SOURCE DATA:
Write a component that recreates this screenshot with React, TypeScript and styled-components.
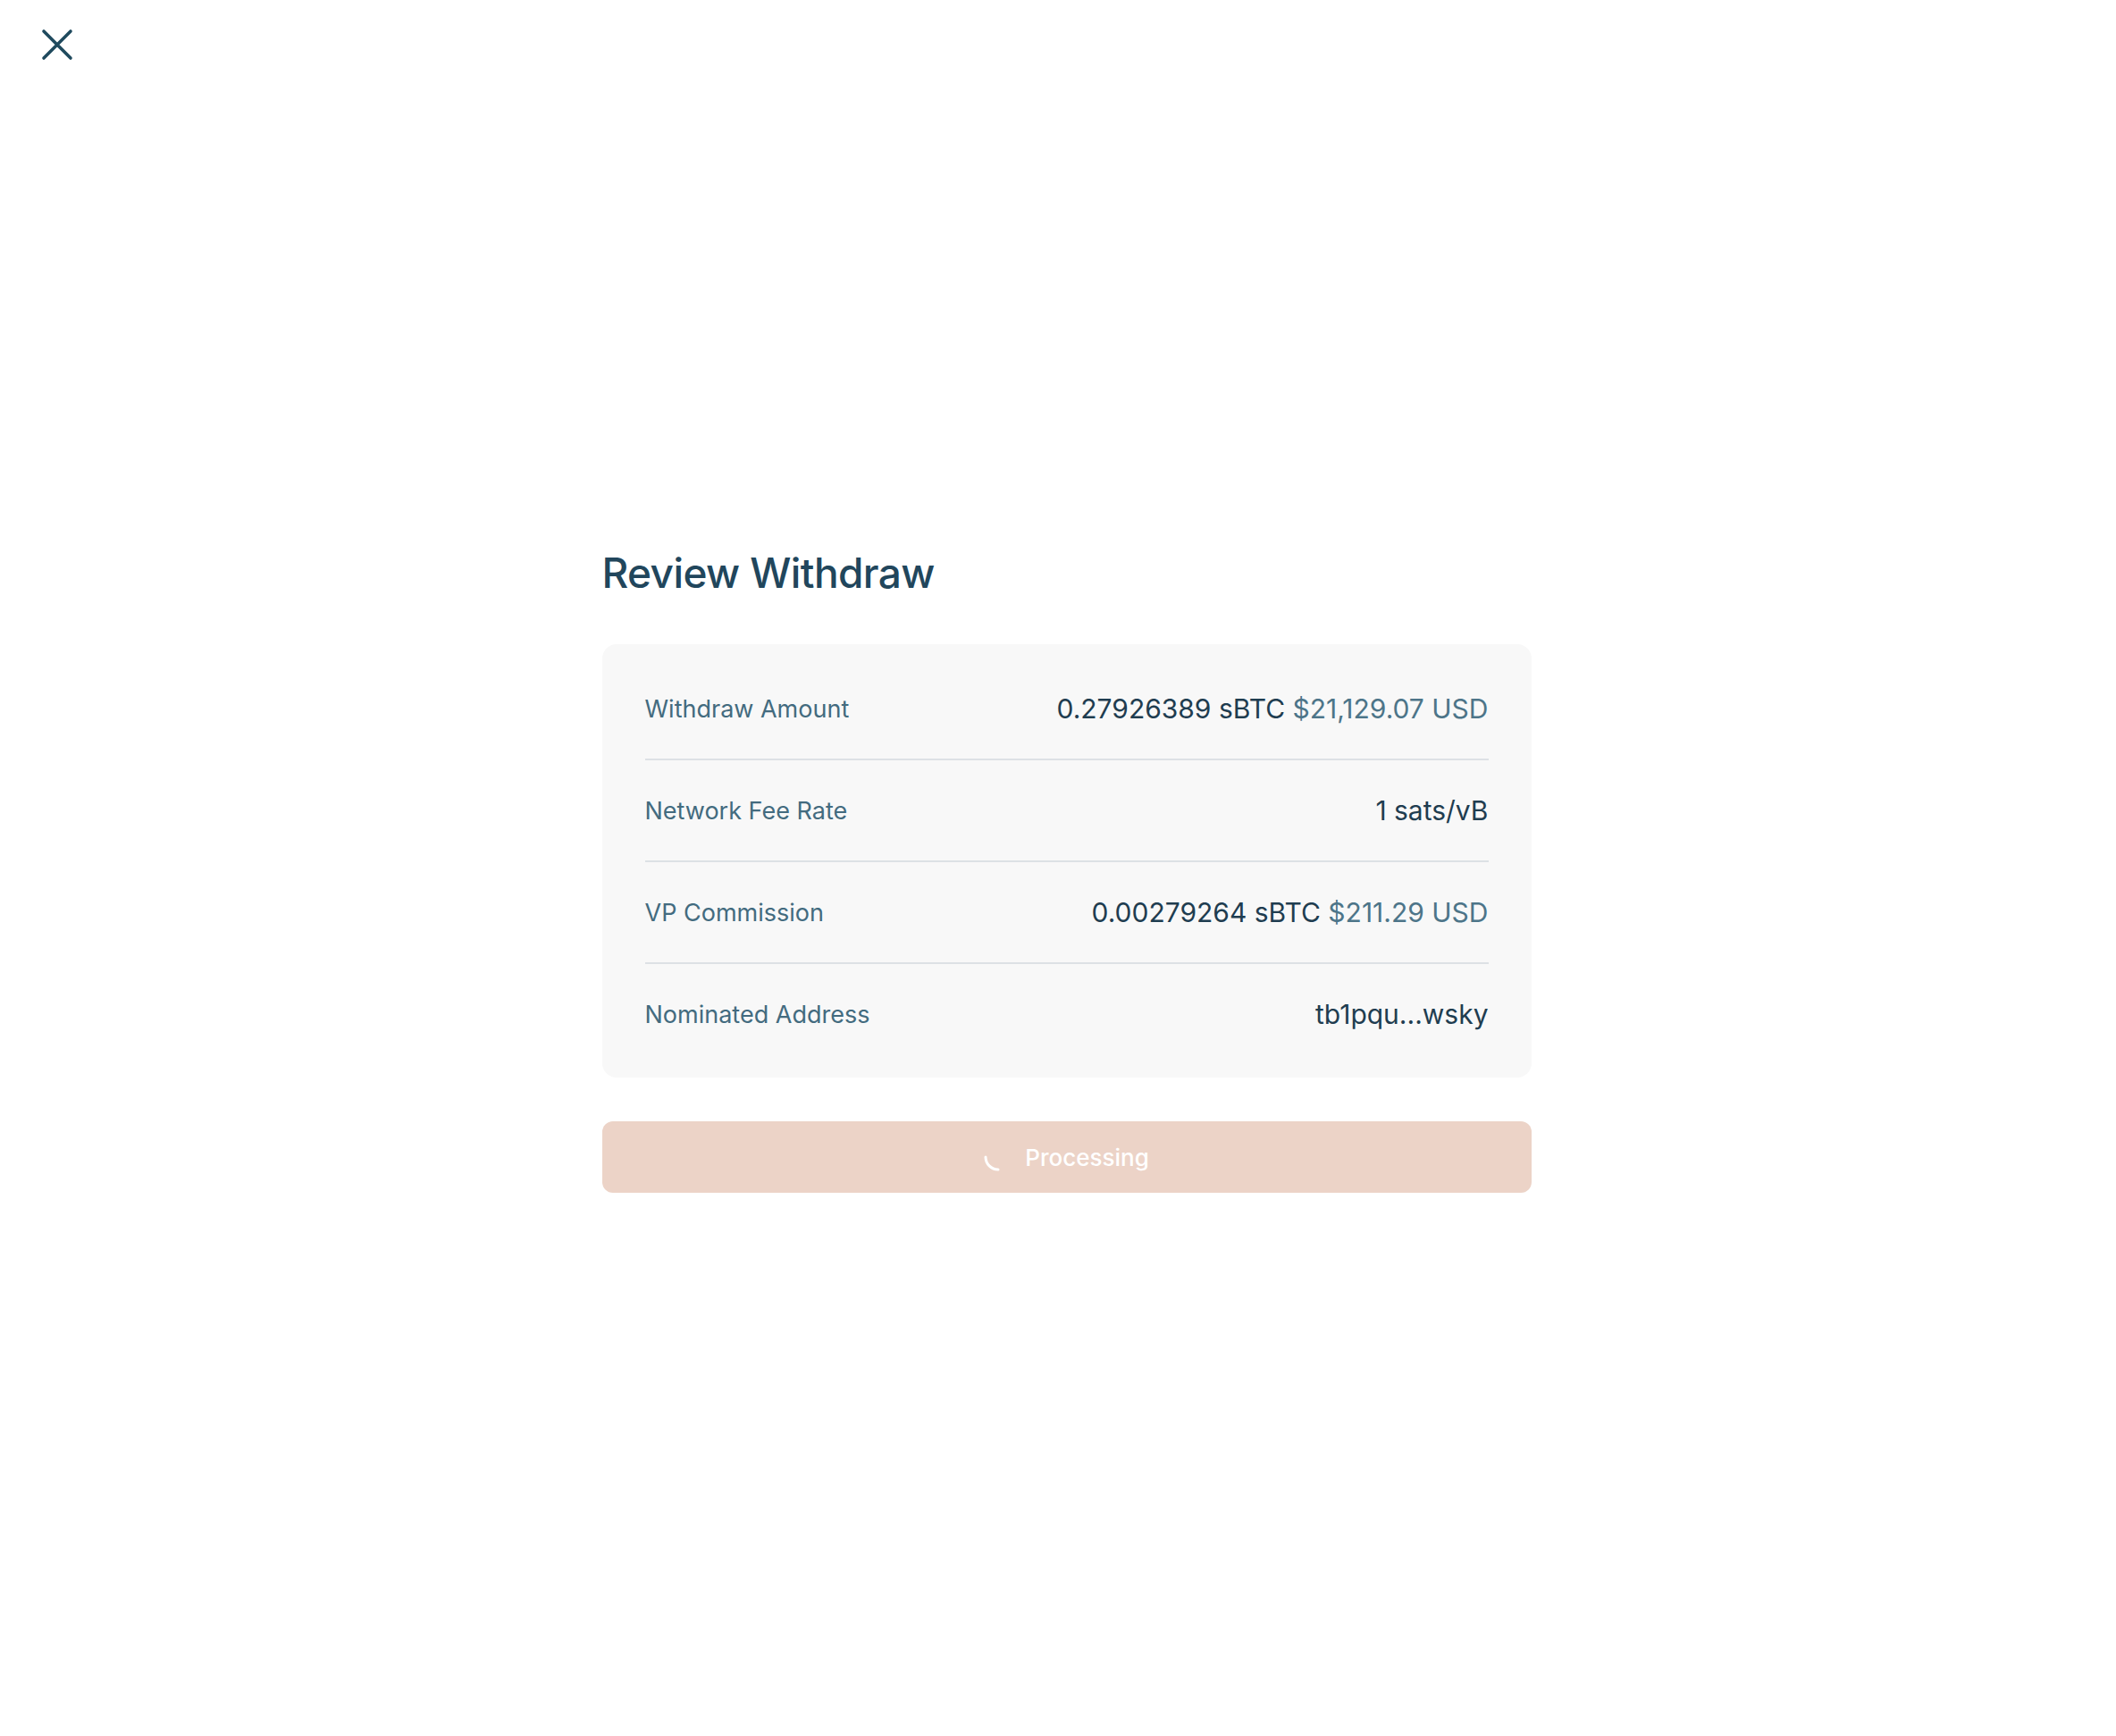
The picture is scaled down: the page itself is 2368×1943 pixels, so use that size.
import styled, { createGlobalStyle } from "styled-components";

const GlobalStyle = createGlobalStyle`
    html, body {
        margin: 0;
        padding: 0;
        background: #ffffff;
        font-family: Inter, "Noto Sans", "Liberation Sans", sans-serif;
    }
`;

const Page = styled.main`
    min-height: 100vh;
    box-sizing: border-box;
    display: flex;
    align-items: center;
    justify-content: center;
    padding: 4px 0 0 19px;
`;

const CloseButton = styled.button`
    position: absolute;
    top: 32px;
    left: 46px;
    width: 36px;
    height: 36px;
    padding: 0;
    border: none;
    background: none;
    cursor: pointer;
    color: #1f4a5e;
`;

const Panel = styled.section`
    width: 1040px;
    display: flex;
    flex-direction: column;
`;

const Title = styled.h1`
    margin: 0 0 51px;
    font-size: 46px;
    line-height: 58px;
    font-weight: 500;
    letter-spacing: -0.6px;
    color: #21465c;
`;

const Card = styled.div`
    background: #f8f8f8;
    border-radius: 16px;
    padding: 16px 48px 15px;
`;

const Row = styled.div`
    height: 112px;
    display: flex;
    align-items: center;
    justify-content: space-between;
    border-bottom: 2px solid #dde1e5;

    &:last-child {
        border-bottom: none;
    }
`;

const Label = styled.span`
    font-size: 27px;
    color: #436b7f;
`;

const Value = styled.span`
    font-size: 30px;
    color: #1f3d50;
`;

const Fiat = styled.span`
    color: #4d7589;
`;

const SubmitButton = styled.button`
    margin-top: 49px;
    height: 80px;
    border: none;
    border-radius: 12px;
    background: #ecd3c7;
    color: #ffffff;
    font-family: inherit;
    font-size: 26px;
    font-weight: 500;
    display: flex;
    align-items: center;
    justify-content: center;
    gap: 14px;
    cursor: default;
`;

function Spinner() {
    return (
        <svg width="32" height="32" viewBox="0 0 32 32" fill="none">
            <path d="M2 16 A14 14 0 0 0 16 30" stroke="#ffffff" strokeWidth="3" strokeLinecap="round" />
        </svg>
    );
}

const rows = [
    { label: "Withdraw Amount", value: "0.27926389 sBTC", fiat: "$21,129.07 USD" },
    { label: "Network Fee Rate", value: "1 sats/vB" },
    { label: "VP Commission", value: "0.00279264 sBTC", fiat: "$211.29 USD" },
    { label: "Nominated Address", value: "tb1pqu...wsky" },
];

export default function App() {
    return (
        <>
            <GlobalStyle />
            <CloseButton aria-label="Close">
                <svg width="36" height="36" viewBox="0 0 36 36" fill="none">
                    <path d="M3 3 L33 33 M33 3 L3 33" stroke="currentColor" strokeWidth="3.6" strokeLinecap="round" />
                </svg>
            </CloseButton>
            <Page>
                <Panel>
                    <Title>Review Withdraw</Title>
                    <Card>
                        {rows.map((row) => (
                            <Row key={row.label}>
                                <Label>{row.label}</Label>
                                <Value>
                                    {row.value}
                                    {row.fiat && <Fiat> {row.fiat}</Fiat>}
                                </Value>
                            </Row>
                        ))}
                    </Card>
                    <SubmitButton disabled>
                        <Spinner />
                        Processing
                    </SubmitButton>
                </Panel>
            </Page>
        </>
    );
}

EXERCISE REQUIREMENTS: Select all lines in the listing that include the word "styled".

EXPECTED ANSWER:
Write a component that recreates this screenshot with React, TypeScript and styled-components.
import styled, { createGlobalStyle } from "styled-components";
const Page = styled.main`
const CloseButton = styled.button`
const Panel = styled.section`
const Title = styled.h1`
const Card = styled.div`
const Row = styled.div`
const Label = styled.span`
const Value = styled.span`
const Fiat = styled.span`
const SubmitButton = styled.button`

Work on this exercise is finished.